Quest’anno quali cambiamenti si susseguiranno? Quale crede che sarà la priorità del Santo Padre?
Sta insistendo molto sul tema della misericordia, che in effetti è nel suo stemma episcopale. Non intende cambiare la dottrina, è un uomo conservatore, ma cambierà i modi di avvicinarsi a un problema. La condanna di per sé non serve, bisogna avvicinarsi alla gente senza essere troppo rigidi né permissivi.
Le ha rivelato di aver percepito una certa reticenza da parte di alcuni settori verso i cambiamenti intrapresi?
Il Papa è il massimo potere all’interno della Chiesa, è una persona che ha autorità e sa come imporla. In effetti, ciò che sta facendo ora lo ha già fatto durante il suo passaggio nell’arcivescovado di Buenos Aires. Iniziative come il fare verifiche contabili attraverso compagnie straniere o il centralizzare l’economia. Per esempio, quando ha nominato i nuovi cardinali, ha detto loro di ricordarsi che non erano principi, ma servitori. Essere cardinale non è un privilegio, ma un impegno maggiore, con una maggiore responsabilità e lavoro. Io ero con lui quando lo hanno fatto cardinale. C’erano grandi delegazioni che giungevano con un grande seguito. E poi le feste, che erano maestose. Ma questo Papa sta segnando la fine della corte pontificia.

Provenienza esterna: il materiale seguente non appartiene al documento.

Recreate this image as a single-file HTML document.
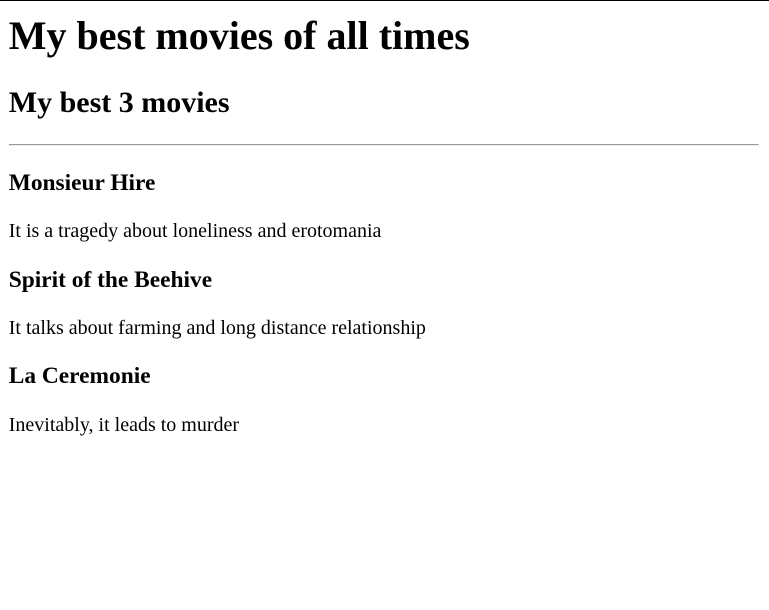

Mi hanno detto che Francesco le ha telefonato il giorno del suo compleanno.
Sì, Jorge Bergoglio mi chiamava ogni anno per il mio compleanno. E alle 11.30 dello scorso 29 gennaio è squillato il cellulare, ed è apparso un numero sconosciuto. Ho risposto e con la sua inconfondibile voce mi ha detto: «C’è il festeggiato?». Io sono rimasto sorpreso e gli ho detto: «Jorge!».